>> begin
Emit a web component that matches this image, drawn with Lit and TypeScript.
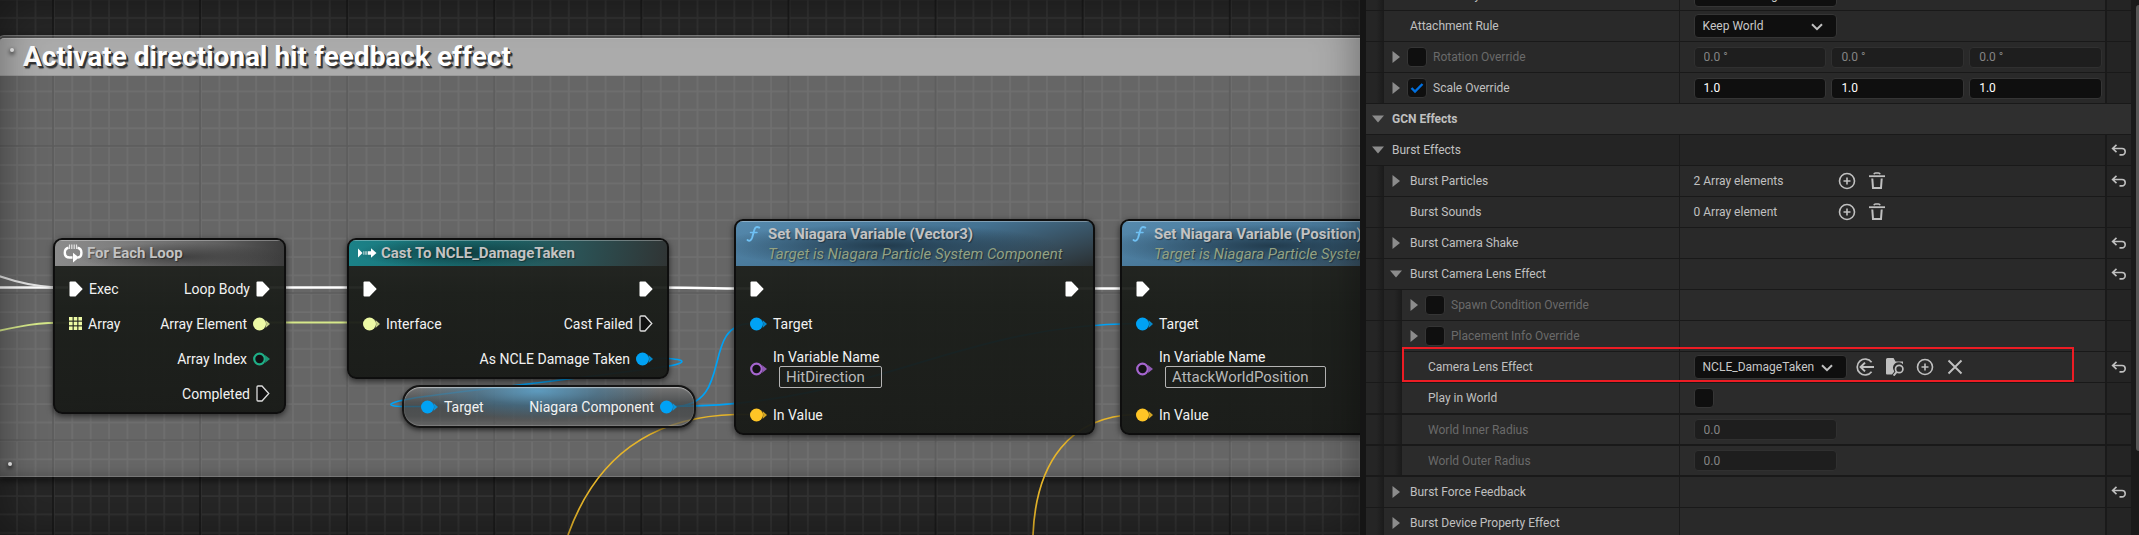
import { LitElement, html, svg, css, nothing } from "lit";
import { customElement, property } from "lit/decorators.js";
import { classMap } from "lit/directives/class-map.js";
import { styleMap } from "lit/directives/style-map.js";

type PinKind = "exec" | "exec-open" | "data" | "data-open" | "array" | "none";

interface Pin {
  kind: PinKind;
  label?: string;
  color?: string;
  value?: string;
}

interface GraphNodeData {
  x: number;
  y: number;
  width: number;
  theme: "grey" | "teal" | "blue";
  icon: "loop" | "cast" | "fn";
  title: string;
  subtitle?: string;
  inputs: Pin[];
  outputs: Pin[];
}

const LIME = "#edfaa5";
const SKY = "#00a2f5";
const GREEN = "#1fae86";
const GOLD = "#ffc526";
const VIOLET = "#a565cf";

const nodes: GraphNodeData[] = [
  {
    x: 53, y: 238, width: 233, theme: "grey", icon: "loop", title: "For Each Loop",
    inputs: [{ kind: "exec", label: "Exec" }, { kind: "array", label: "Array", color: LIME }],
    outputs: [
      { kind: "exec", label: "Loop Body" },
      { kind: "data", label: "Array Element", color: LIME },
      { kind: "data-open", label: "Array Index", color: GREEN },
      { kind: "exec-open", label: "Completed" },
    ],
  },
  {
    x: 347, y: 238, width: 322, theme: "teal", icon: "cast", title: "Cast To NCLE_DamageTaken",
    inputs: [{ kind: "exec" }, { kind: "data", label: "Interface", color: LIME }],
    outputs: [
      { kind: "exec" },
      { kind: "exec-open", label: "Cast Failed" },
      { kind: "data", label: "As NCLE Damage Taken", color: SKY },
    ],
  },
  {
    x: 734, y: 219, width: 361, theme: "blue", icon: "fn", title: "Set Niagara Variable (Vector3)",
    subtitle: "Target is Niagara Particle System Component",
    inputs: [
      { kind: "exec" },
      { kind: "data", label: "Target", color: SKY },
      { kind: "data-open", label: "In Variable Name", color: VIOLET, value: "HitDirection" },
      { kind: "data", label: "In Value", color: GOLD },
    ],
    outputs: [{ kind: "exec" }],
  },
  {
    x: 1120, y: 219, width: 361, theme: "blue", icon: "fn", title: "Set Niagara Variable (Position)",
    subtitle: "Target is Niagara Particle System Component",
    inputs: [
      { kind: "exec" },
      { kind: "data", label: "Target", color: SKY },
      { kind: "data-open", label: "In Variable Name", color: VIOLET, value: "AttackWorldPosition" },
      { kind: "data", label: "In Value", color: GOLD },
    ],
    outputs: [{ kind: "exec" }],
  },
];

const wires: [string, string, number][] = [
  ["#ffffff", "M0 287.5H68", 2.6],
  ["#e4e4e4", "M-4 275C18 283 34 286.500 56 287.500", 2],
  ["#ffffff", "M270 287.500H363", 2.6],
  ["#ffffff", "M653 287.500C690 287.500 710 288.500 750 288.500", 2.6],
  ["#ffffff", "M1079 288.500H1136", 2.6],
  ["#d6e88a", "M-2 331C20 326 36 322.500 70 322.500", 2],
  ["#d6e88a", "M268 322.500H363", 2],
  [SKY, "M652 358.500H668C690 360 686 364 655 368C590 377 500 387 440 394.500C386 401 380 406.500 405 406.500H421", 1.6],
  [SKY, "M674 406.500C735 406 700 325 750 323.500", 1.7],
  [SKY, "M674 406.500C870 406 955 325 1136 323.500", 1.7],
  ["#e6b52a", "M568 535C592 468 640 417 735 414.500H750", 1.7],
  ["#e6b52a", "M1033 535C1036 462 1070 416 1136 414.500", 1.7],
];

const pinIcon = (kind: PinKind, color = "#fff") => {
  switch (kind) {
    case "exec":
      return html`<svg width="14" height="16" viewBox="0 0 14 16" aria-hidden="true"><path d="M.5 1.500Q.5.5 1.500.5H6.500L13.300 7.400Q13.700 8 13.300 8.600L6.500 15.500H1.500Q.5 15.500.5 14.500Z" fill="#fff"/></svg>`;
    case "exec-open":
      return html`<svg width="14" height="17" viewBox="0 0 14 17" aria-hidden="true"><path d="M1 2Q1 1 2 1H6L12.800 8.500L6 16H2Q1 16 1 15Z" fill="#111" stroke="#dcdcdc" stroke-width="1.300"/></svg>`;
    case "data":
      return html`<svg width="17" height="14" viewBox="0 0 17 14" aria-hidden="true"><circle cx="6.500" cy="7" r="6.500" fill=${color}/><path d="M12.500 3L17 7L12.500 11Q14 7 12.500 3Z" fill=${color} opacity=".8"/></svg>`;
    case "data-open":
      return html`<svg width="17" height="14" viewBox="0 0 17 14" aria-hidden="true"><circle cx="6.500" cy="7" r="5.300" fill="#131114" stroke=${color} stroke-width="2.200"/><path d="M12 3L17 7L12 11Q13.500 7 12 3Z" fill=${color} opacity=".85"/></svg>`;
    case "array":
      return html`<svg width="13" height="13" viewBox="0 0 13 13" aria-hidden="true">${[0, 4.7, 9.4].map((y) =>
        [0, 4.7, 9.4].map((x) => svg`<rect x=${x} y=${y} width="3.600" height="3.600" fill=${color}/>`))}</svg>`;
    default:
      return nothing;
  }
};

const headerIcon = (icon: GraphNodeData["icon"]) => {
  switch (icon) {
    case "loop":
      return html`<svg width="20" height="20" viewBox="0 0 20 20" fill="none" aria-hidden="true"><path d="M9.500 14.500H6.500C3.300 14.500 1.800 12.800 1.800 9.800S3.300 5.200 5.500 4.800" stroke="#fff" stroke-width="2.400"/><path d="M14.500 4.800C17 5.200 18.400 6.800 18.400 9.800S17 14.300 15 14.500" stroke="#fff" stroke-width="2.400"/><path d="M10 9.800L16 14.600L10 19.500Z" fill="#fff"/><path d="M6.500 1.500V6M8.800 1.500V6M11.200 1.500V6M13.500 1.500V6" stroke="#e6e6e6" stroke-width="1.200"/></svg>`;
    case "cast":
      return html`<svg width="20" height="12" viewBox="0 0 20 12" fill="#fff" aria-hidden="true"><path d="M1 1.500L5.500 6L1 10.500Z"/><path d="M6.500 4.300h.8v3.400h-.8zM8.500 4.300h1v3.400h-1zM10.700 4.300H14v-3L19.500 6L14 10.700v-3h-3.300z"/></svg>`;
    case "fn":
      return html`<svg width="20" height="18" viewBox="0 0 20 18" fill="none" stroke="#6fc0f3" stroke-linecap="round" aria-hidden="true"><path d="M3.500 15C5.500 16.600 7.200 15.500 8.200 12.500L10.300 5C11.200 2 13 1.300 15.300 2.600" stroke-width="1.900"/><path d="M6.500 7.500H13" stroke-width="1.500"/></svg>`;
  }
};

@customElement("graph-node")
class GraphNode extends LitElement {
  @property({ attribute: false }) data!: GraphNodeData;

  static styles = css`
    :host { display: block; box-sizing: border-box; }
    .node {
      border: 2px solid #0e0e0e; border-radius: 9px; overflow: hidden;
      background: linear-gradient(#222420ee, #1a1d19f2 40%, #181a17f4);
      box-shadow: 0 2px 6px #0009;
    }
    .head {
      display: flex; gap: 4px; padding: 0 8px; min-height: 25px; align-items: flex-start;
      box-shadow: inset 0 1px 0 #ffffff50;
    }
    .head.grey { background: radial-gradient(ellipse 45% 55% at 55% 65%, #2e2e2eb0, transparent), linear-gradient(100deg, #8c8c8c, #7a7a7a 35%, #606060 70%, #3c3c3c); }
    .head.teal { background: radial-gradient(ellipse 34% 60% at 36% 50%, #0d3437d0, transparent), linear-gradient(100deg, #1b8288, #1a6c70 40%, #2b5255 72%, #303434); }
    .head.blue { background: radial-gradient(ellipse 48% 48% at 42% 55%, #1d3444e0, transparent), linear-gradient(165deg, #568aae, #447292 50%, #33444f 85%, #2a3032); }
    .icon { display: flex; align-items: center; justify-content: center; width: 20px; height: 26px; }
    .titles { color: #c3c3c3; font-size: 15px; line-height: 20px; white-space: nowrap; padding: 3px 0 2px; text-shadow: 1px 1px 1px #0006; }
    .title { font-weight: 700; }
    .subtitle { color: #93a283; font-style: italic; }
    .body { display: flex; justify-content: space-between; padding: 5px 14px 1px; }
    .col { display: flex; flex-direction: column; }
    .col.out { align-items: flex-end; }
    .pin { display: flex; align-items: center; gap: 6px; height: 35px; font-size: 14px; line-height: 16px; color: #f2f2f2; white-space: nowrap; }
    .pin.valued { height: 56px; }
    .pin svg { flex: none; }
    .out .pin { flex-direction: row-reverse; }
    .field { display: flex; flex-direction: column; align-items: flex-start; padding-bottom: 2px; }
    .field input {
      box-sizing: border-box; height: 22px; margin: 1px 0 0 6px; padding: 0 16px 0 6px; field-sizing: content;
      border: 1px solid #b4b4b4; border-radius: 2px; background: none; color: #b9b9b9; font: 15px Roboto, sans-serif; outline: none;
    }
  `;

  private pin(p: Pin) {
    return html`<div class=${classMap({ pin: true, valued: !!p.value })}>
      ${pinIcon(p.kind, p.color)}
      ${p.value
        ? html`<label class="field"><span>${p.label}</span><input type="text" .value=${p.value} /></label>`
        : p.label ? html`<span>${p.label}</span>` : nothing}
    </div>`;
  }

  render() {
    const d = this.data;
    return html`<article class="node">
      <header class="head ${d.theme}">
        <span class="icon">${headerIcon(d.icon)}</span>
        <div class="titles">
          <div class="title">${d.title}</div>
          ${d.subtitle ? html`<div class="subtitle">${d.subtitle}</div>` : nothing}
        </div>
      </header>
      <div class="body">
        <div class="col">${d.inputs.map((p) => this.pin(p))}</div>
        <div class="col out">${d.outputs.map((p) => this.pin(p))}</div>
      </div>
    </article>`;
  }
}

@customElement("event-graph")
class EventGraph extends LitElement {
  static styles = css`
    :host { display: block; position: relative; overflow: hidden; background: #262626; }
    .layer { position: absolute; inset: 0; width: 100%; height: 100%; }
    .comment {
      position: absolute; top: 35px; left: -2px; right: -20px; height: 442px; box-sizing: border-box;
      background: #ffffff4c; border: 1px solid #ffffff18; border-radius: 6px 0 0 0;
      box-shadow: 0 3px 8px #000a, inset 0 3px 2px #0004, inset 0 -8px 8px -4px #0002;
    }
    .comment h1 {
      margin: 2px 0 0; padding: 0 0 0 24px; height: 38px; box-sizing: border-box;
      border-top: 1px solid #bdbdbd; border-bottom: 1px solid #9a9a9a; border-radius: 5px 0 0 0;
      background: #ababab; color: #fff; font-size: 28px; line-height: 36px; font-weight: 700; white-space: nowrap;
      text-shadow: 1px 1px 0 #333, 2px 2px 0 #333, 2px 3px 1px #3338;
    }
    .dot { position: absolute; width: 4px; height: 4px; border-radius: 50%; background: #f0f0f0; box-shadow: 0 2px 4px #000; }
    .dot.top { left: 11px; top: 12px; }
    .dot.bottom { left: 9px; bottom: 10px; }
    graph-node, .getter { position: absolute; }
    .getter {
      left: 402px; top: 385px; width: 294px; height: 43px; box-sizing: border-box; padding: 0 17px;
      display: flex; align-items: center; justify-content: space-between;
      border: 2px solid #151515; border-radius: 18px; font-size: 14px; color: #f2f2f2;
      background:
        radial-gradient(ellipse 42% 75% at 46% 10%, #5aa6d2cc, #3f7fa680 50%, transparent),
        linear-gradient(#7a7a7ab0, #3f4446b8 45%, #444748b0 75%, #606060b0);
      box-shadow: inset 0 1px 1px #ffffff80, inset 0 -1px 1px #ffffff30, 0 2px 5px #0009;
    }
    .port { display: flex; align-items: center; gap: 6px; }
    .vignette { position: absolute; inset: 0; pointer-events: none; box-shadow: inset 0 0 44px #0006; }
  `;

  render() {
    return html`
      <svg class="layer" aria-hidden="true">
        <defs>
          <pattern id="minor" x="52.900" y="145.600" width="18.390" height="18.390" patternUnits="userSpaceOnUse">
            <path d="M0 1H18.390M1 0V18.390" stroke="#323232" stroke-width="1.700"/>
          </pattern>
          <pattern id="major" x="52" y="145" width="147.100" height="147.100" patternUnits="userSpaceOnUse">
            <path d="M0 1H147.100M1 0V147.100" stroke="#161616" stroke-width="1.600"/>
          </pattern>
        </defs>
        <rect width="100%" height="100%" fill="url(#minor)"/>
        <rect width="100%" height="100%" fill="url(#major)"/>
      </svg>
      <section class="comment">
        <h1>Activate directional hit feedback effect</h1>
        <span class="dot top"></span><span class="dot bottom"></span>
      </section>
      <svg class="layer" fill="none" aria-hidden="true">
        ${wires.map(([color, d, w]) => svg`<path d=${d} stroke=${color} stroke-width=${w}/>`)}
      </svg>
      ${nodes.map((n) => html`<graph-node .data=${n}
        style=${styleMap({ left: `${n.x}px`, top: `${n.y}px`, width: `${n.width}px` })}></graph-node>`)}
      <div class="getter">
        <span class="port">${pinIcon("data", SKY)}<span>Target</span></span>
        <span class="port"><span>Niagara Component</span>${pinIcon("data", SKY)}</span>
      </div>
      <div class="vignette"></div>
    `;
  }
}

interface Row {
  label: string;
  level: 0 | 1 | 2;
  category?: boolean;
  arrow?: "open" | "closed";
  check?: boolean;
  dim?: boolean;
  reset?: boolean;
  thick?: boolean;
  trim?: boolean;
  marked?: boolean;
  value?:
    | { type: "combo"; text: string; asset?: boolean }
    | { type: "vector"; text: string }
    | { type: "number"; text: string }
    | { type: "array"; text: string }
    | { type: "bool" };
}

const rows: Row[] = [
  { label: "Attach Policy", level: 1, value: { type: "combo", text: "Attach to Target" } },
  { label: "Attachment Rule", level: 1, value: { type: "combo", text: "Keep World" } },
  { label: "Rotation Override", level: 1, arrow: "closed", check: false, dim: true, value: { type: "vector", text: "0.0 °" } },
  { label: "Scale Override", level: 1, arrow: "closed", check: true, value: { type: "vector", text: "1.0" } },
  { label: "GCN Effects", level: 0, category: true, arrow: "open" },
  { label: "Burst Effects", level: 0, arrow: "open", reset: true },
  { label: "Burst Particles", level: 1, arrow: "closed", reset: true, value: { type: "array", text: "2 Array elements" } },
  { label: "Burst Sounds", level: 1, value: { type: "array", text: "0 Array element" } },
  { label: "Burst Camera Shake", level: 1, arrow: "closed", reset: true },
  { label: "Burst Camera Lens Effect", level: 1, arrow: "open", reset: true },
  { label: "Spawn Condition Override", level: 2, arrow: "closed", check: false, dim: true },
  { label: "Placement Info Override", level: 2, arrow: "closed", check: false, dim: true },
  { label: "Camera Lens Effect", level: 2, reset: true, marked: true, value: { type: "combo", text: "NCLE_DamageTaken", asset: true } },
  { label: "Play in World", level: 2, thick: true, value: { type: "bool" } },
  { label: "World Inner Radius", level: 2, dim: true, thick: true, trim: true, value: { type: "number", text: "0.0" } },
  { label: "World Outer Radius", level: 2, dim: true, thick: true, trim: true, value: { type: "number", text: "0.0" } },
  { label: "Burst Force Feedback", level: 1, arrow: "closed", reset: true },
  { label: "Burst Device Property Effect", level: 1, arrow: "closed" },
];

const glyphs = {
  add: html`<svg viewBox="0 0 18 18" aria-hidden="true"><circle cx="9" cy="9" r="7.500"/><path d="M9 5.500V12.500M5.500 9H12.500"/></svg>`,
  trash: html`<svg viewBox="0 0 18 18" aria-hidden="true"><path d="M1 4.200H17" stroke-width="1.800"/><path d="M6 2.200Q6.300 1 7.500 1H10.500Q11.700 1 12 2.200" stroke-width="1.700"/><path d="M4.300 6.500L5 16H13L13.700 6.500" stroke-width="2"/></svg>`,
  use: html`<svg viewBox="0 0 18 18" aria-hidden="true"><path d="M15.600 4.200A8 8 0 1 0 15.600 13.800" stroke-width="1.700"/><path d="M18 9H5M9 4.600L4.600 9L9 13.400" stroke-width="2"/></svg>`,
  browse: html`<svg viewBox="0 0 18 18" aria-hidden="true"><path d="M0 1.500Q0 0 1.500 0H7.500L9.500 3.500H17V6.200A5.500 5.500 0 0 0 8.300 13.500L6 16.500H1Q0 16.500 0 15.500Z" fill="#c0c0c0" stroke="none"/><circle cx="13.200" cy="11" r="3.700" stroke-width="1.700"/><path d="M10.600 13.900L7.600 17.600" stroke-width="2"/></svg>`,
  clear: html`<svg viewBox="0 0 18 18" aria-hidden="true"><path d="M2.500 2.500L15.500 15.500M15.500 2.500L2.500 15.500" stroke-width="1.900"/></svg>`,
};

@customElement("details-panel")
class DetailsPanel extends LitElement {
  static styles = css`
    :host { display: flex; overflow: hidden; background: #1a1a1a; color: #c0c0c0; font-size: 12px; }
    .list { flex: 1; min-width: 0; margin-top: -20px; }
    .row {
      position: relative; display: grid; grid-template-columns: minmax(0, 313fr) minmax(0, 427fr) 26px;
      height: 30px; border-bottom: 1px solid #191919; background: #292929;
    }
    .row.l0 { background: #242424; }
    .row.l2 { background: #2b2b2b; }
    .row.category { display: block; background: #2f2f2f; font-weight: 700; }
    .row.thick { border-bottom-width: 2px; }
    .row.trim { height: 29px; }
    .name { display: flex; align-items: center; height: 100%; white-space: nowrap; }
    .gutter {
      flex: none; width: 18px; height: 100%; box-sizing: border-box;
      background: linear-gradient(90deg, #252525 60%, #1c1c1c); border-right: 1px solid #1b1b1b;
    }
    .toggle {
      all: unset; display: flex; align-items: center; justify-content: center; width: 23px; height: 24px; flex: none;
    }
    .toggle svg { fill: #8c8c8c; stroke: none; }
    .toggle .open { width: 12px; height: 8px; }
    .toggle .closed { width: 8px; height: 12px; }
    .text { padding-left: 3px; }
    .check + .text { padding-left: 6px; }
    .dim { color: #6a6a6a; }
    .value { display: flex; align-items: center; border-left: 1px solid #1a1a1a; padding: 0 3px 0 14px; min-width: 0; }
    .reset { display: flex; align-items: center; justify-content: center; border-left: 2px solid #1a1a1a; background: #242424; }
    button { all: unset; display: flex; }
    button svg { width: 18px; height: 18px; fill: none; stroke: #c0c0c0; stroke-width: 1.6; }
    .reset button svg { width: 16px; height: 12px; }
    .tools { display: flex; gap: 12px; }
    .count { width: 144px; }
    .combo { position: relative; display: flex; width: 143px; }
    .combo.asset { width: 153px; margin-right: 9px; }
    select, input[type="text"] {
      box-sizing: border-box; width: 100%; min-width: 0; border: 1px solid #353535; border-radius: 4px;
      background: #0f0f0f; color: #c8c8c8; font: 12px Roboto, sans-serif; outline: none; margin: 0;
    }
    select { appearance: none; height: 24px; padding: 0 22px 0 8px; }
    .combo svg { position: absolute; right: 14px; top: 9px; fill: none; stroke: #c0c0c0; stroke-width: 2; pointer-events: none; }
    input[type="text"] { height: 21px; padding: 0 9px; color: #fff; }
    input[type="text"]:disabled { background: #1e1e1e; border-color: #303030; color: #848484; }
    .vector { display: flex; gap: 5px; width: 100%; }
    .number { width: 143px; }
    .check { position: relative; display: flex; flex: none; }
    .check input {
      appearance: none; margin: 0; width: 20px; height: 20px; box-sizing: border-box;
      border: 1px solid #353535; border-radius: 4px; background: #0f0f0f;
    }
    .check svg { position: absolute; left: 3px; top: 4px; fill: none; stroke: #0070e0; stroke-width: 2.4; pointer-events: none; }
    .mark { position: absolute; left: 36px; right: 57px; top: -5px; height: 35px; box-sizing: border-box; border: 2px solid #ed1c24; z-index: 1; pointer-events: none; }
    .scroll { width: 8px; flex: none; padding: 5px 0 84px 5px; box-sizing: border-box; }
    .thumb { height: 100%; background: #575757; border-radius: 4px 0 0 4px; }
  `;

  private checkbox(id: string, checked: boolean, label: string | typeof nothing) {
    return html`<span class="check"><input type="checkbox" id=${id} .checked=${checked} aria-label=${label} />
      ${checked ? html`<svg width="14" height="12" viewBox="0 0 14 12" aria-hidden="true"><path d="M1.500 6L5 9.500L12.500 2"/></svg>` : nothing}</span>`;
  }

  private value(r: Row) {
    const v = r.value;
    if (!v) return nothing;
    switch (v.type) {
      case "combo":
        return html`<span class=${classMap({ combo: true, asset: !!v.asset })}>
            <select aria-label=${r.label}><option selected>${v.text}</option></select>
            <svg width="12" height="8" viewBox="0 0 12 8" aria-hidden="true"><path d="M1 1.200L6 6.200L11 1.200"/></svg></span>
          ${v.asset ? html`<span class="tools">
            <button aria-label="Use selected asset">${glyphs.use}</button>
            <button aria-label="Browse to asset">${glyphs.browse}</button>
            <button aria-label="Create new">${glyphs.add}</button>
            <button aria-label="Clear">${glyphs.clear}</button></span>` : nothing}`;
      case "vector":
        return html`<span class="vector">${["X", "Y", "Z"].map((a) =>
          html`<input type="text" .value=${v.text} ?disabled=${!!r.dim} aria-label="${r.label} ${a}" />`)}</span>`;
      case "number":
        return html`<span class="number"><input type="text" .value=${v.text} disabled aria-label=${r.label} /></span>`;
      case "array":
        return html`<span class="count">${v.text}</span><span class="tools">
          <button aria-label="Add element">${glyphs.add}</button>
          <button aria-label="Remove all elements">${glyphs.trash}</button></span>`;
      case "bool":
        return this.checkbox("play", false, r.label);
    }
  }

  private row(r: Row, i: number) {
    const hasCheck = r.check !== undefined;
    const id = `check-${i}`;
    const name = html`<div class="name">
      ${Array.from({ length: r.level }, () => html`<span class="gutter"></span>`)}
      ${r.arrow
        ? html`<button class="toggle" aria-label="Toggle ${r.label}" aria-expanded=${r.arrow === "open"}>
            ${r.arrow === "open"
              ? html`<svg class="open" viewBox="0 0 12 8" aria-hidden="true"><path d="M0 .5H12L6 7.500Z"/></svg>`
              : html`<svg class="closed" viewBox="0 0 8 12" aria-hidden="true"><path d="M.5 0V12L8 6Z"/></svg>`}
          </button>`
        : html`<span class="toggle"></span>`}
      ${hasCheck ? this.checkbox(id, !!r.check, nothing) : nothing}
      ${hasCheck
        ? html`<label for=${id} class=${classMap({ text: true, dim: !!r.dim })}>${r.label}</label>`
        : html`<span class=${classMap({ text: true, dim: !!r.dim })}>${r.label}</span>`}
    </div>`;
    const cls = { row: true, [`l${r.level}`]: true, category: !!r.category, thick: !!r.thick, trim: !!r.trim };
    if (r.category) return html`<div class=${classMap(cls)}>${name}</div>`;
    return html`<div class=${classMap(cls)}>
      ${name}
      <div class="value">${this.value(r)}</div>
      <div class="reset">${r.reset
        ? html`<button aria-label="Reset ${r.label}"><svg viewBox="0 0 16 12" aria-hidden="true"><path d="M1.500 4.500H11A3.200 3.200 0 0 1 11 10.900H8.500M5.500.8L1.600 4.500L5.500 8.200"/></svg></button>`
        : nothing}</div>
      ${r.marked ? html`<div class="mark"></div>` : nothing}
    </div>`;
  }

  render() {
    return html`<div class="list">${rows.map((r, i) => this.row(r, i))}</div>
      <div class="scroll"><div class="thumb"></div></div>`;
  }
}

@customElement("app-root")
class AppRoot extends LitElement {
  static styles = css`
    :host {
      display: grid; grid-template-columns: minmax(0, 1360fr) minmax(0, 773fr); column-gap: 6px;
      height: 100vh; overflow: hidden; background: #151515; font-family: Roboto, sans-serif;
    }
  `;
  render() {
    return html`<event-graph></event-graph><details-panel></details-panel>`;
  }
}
>> end
◆ What to produce ◆
Find every line that includes the string "this". Report how many there are and nothing else.

◆ Solved problem ◆
8